[mythtv-users] OT: DVD Region and Format
Michael T. Dean
mtdean at thirdcontact.com
Mon Sep 11 21:13:43 UTC 2006
On 09/11/06 16:32, list at onnow.net wrote:
>Quoting White Joe <joe.white at consultant.volvo.com>:
>>I am in the US and interested in getting a DVD from the UK. It is a
>>region 2 DVD in PAL format. I have a Lite-On DVD burner in my Myth box.
>>MythTV (0.19) was installed using Jarod's FC4 installation instructions.
>>I currently use XINE. As things stand, am I able to play the DVD? If
>>not, are there adjustments that I can perform to make it possible?

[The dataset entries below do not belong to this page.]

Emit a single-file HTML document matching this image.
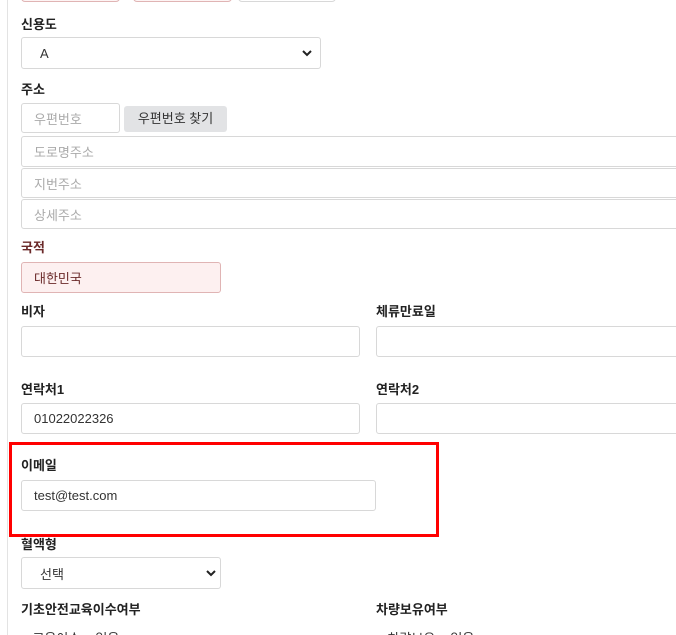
<!DOCTYPE html>
<html><head><meta charset="utf-8"><style>
html,body{margin:0;width:676px;height:635px;overflow:hidden}
body{background:#fff;position:relative;font-family:"Liberation Sans","Noto Sans CJK KR",sans-serif;font-size:13px;color:#212529}
.a{position:absolute}
.l{position:absolute;font-weight:bold;font-size:13px;color:#222;line-height:16px}
.i{position:absolute;box-sizing:border-box;border:1px solid #d8d8d8;border-radius:3px;background:#fff;padding-left:12px;display:flex;align-items:center;color:#333}
.ph{color:#aaa}
.chev{position:absolute;right:8px;top:50%;margin-top:-4px}
</style></head><body>
<div class="a" style="left:7px;top:0;width:1px;height:635px;background:#e3e3e3"></div>
<div class="a" style="left:21px;top:-28px;width:99px;height:30px;border:1px solid #e0b4b4;border-radius:4px;box-sizing:border-box;background:#fdf4f4"></div>
<div class="a" style="left:133px;top:-28px;width:99px;height:30px;border:1px solid #e0b4b4;border-radius:4px;box-sizing:border-box;background:#fdf4f4"></div>
<div class="a" style="left:238px;top:-28px;width:98px;height:30px;border:1px solid #d8d8d8;border-radius:4px;box-sizing:border-box"></div>

<div class="l" style="left:21px;top:17px">신용도</div>
<div class="i" style="left:21px;top:37px;width:300px;height:32px;padding-left:18px">A<svg class="chev" width="10" height="8" viewBox="0 0 10 8"><path d="M1 2l4 4 4-4" stroke="#222" stroke-width="2" fill="none"/></svg></div>

<div class="l" style="left:21px;top:82px">주소</div>
<div class="i ph" style="left:21px;top:103px;width:99px;height:30px">우편번호</div>
<div class="a" style="left:124px;top:106px;width:103px;height:26px;background:#e2e3e5;border-radius:3px;text-align:center;line-height:26px;color:#333">우편번호 찾기</div>
<div class="i ph" style="left:21px;top:136px;width:670px;height:31px">도로명주소</div>
<div class="i ph" style="left:21px;top:168px;width:670px;height:30px">지번주소</div>
<div class="i ph" style="left:21px;top:199px;width:670px;height:30px">상세주소</div>

<div class="l" style="left:21px;top:240px;color:#6b2a2a">국적</div>
<div class="i" style="left:21px;top:262px;width:200px;height:31px;background:#fdf0f0;border-color:#e0b4b4;color:#6b2a2a">대한민국</div>

<div class="l" style="left:21px;top:304px">비자</div>
<div class="i" style="left:21px;top:326px;width:339px;height:31px"></div>
<div class="l" style="left:376px;top:304px">체류만료일</div>
<div class="i" style="left:376px;top:326px;width:320px;height:31px"></div>

<div class="l" style="left:21px;top:382px">연락처1</div>
<div class="i" style="left:21px;top:403px;width:339px;height:31px">01022022326</div>
<div class="l" style="left:376px;top:382px">연락처2</div>
<div class="i" style="left:376px;top:403px;width:320px;height:31px"></div>

<div class="a" style="left:9px;top:442px;width:430px;height:95px;border:3px solid #f00;box-sizing:border-box"></div>
<div class="l" style="left:21px;top:458px">이메일</div>
<div class="i" style="left:21px;top:480px;width:355px;height:31px">test@test.com</div>

<div class="l" style="left:21px;top:537px">혈액형</div>
<div class="i" style="left:21px;top:557px;width:200px;height:32px;padding-left:18px">선택<svg class="chev" style="right:4px" width="10" height="8" viewBox="0 0 10 8"><path d="M1 2l4 4 4-4" stroke="#222" stroke-width="2" fill="none"/></svg></div>

<div class="l" style="left:21px;top:602px">기초안전교육이수여부</div>
<div class="l" style="left:376px;top:602px">차량보유여부</div>
<div class="a" style="left:21px;top:628px;color:#333">● 교육이수 ● 없음</div>
<div class="a" style="left:376px;top:628px;color:#333">● 차량보유 ● 없음</div>
</body></html>
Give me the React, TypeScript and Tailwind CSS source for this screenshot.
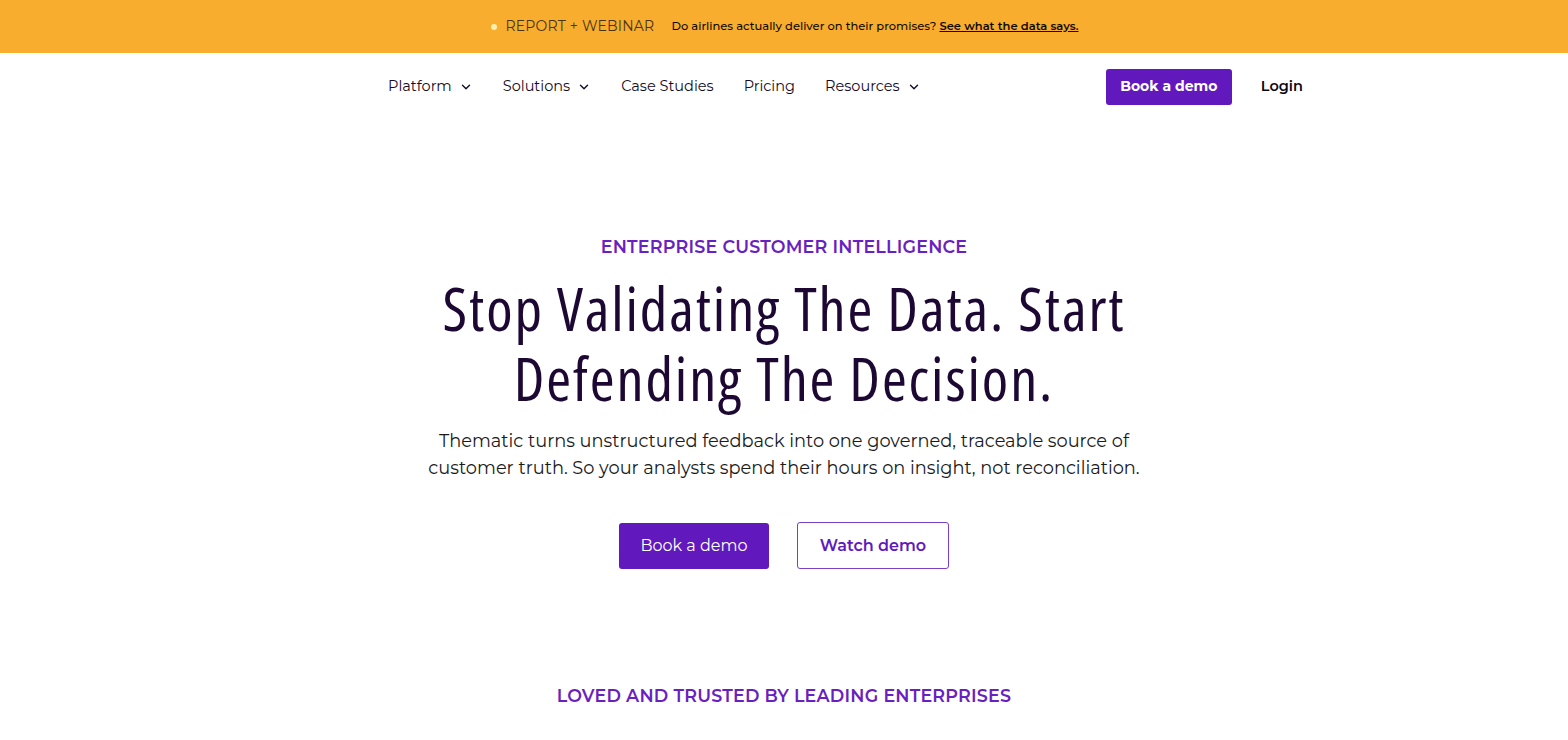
import { ChevronDown } from "lucide-react";

const sans = "font-['Montserrat','Noto_Sans','Open_Sans',sans-serif]";

const NavItem = ({ label, menu }: { label: string; menu?: boolean }) => (
  <div className="flex items-center gap-[7px] text-[14.5px] text-[#160a22]">
    <span>{label}</span>
    {menu && <ChevronDown size={14} strokeWidth={2.4} />}
  </div>
);

export default function App() {
  return (
    <div className={`min-h-screen bg-white ${sans}`}>
      {/* promo strip */}
      <div className="h-[53px] bg-[#f9ad2e] flex items-center justify-center gap-[17px] pl-[2px]">
        <div className="flex items-center gap-[8px]">
          <span className="w-[6px] h-[6px] rounded-full bg-[#fff0b0]" />
          <span className="text-[14px] text-[#4a3414] tracking-[0.2px]">REPORT + WEBINAR</span>
        </div>
        <div className="text-[11.5px] font-medium text-[#120a02]">
          Do airlines actually deliver on their promises?{" "}
          <a className="underline font-semibold">See what the data says.</a>
        </div>
      </div>

      {/* header nav */}
      <header className="h-[67px] flex items-center pl-[388px] pr-[265px]">
        <nav className="flex items-center gap-[30px]">
          <NavItem label="Platform" menu />
          <NavItem label="Solutions" menu />
          <NavItem label="Case Studies" />
          <NavItem label="Pricing" />
          <NavItem label="Resources" menu />
        </nav>
        <div className="ml-auto flex items-center gap-[29px]">
          <button className="h-[36px] w-[126px] rounded-[3px] bg-[#6119be] text-white text-[14px] font-bold">
            Book a demo
          </button>
          <span className="text-[14.5px] font-semibold text-[#0c0614]">Login</span>
        </div>
      </header>

      {/* hero */}
      <section className="flex flex-col items-center text-center pt-[114px]">
        <p className="text-[17.5px] font-semibold text-[#6a1fc0] tracking-[0.2px]">ENTERPRISE CUSTOMER INTELLIGENCE</p>
        <h1 className="mt-[13px] font-['Open_Sans',sans-serif] [font-stretch:75%] text-[60px] leading-[70px] font-medium text-[#1c0833] tracking-[1.9px]">
          Stop Validating The Data. Start
          <br />
          Defending The Decision.
        </h1>
        <p className="mt-[14px] text-[17.8px] leading-[27px] text-[#1a1a1a] max-w-[740px]">
          Thematic turns unstructured feedback into one governed, traceable source of
          <br />
          customer truth. So your analysts spend their hours on insight, not reconciliation.
        </p>
        <div className="mt-[41px] flex items-center gap-[28px]">
          <button className="h-[46px] w-[150px] rounded-[3px] bg-[#6119be] text-white text-[16px]">
            Book a demo
          </button>
          <button className="h-[47px] w-[152px] rounded-[3px] border border-[#7b3fc8] text-[#6119be] text-[16px] font-semibold">
            Watch demo
          </button>
        </div>
        <p className="mt-[114px] text-[17.5px] font-semibold text-[#6a1fc0] tracking-[0.2px]">
          LOVED AND TRUSTED BY LEADING ENTERPRISES
        </p>
      </section>
    </div>
  );
}
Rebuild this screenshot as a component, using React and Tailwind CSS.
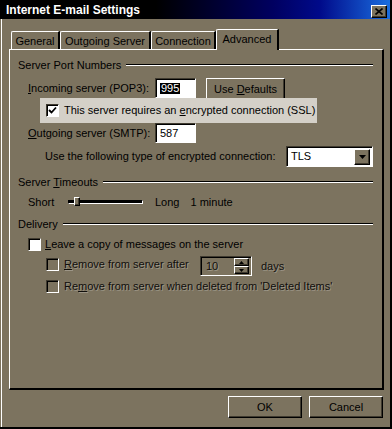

>I am running .19 and have a liteon as well. I can import NTSC North
>America and PAL ( From the Netherlands ) DVD's as well. So yes AFAIK
If your hardware doesn't contain region-locked hardware/firmware (and
I'm not talking about RPC1 versus RPC2)...
Regional Playback Control (RPC) was implemented by the DVD Copy Control
Association (CCA) before the first DVD's were ever produced. RPC was
rolled out in two phases. The first phase did not require RPC
enforcements in DVD drives for computers. However, the second phase
requires even computer DVD drives to enforce RPC restriction. The DVD
CCA sent out a "reminder" (= thinly veiled threat to sue vendors--see
http://www.dvdcca.org/rpc.html) that after December 31, 1999, only Phase
II RPC drives could be manufactured and sold.
My DVD-ROM is an RPC2 drive and allows me to change the region 5 times.
Upon the 5th change, it can never again be changed (so it becomes stuck
in that region). If the drive is set to the same region as the disc,
the firmware will perform RPC decryption (so, make sure you use
regionset to specify the region you'll use most often). If not, the
software (xine, in this case--probably with the help of libdvdcss) can
crack the RPC DRM.
Some people go to the trouble of finding and installing mod'ed firmware
that "unlocks" all regions, allowing the DVD drive to do the region
decryption. I'll leave the discussion about the legality of doing this
to you and your lawyer.
However, this year, some vendors (including Matsushita--the brand of DVD
drive used by many Macs and ThinkPads) have begun shipping hardware that
will not even provide the region-encrypted data off the disc if there's
a mis-match between the hardware's and the disc's region settings. If
the hardware refuses to provide any data, there's nothing the software
can do to fix the issue (i.e. no data = nothing to decrypt).
Of course, none of this affects me as it would be a federal felony
offense for me, a US citizen, to play back an encrypted DVD on my DVD
player unless, of course, I were using an approved OS (Windows) and DVD
player software (WinDVD/PowerDVD/etc.).